Greece's Largest Union Marches In Athens Earlier This Week

>> The Greek on the street is not happy with any of this -- not with their government, not with the EU. There have been strikes and riots over the past few weeks; just a few days ago, crowds set fire to several banks around the country, killing two bank employees in the process. The Greek Communist Party has agitated heavily for support in the past few months;

>> If the Greeks cannot balance their national budget, and default on any outstanding loans (or later default on payments for this IMF-ECB loan package), they may have to drop out of the Eurozone;

>> This means they will no longer use the Euro as their principal currency, and return to the Drachma -- which will not be valued very highly. This can destabilize the entire Eurozone... and much like the interconnected Wall Street investment bank community which were all doing deals with each other, the problems of one Eurozone country can affect all of Europe;

I agree that Europe and the EU is America's largest trading partner. If they suffer, if their economies falter and stock exchanges have selloffs that force EU businesses to fire workers and reduce production, the U.S. will get hit with that as well -- just as we were trying to crawl out of our own terrible Great Recession.
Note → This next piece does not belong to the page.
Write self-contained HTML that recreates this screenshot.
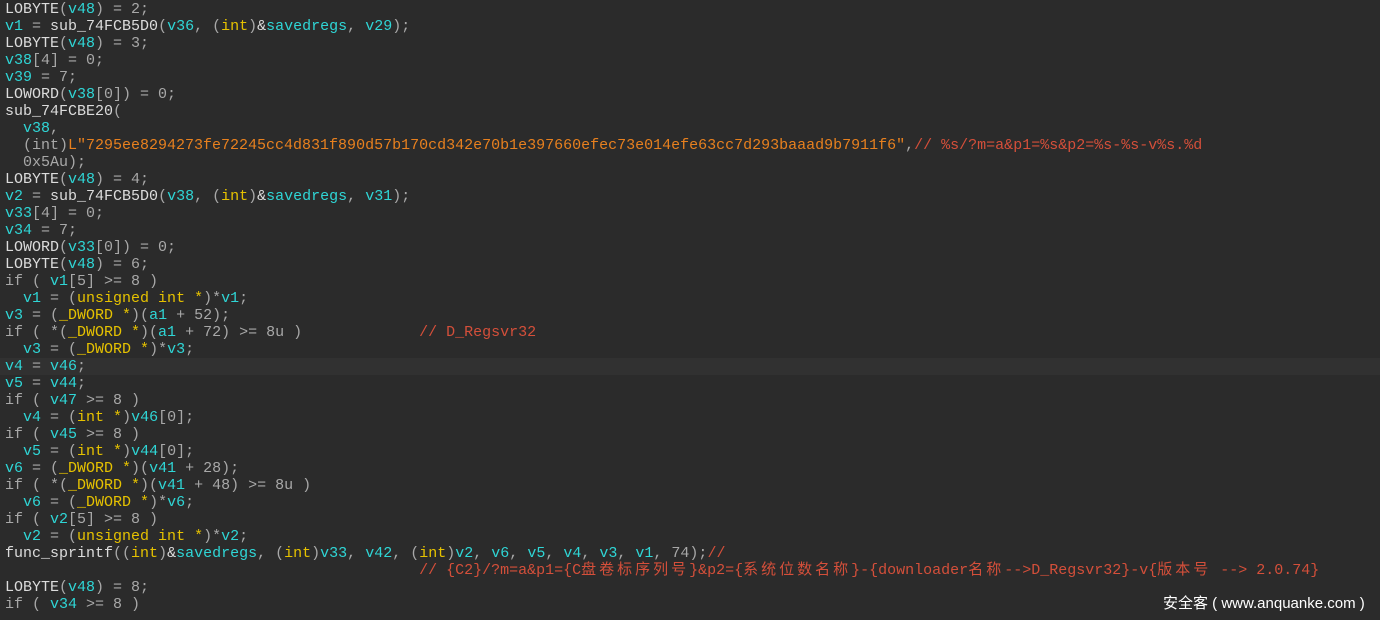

Another fact about Greece's circumstances we should be paying attention to, here in the United States, is what happens when a nation's public debt becomes larger than the value of its domestic goods and services (Gross Domestic Product, or GDP). It generally ends in catastrophic financial collapse, hyperinflation, and a devaluation of its currency -- along with potential political upheavals (revolution, or a coup d'etat).

Paul Krugman, Nobel laureate and general good guy, had this observation to make in the New York Times this morning. He doesn't paint a rosy picture:

So how does this end? Logically, I see three ways Greece could stay on the euro.

First, Greek workers could redeem themselves through suffering, accepting large wage cuts that make Greece competitive enough to add jobs again. Second, the European Central Bank could engage in much more expansionary policy, among other things buying lots of government debt, and accepting — indeed welcoming — the resulting inflation... third, ...fiscally stronger European governments could offer their weaker neighbors enough aid to make the crisis bearable.

The trouble, of course, is that none of these alternatives seem politically plausible. What remains seems unthinkable: Greece leaving the euro. But when you’ve ruled out everything else, that’s what’s left.

If it happens, it will play something like Argentina in 2001, which had a supposedly permanent, unbreakable peg to the dollar. Ending that peg was considered unthinkable for the same reasons leaving the euro seems impossible: even suggesting the possibility would risk crippling bank runs. But the bank runs happened anyway, and the Argentine government imposed emergency restrictions on withdrawals. This left the door open for devaluation, and Argentina eventually walked through that door.

If something like that happens in Greece, it will send shock waves through Europe, possibly triggering crises in other countries. But unless European leaders are able and willing to act far more boldly than anything we’ve seen so far, that’s where this is heading.


As the Curmudegon and Matt Yglesias pointed out, the European Central Bankers don't want to risk any inflation. And that decision, while it protects a small group of Owners and Masters Of The Universe, may put the structure supporting the Euro at risk -- and, ultimately, the EU itself. And because Europe is our largest trading partner, all that will wash up on our own shores, as surely as millions of gallons of BP crude in the Gulf.

But I'm only a Dog, and no one listens to me.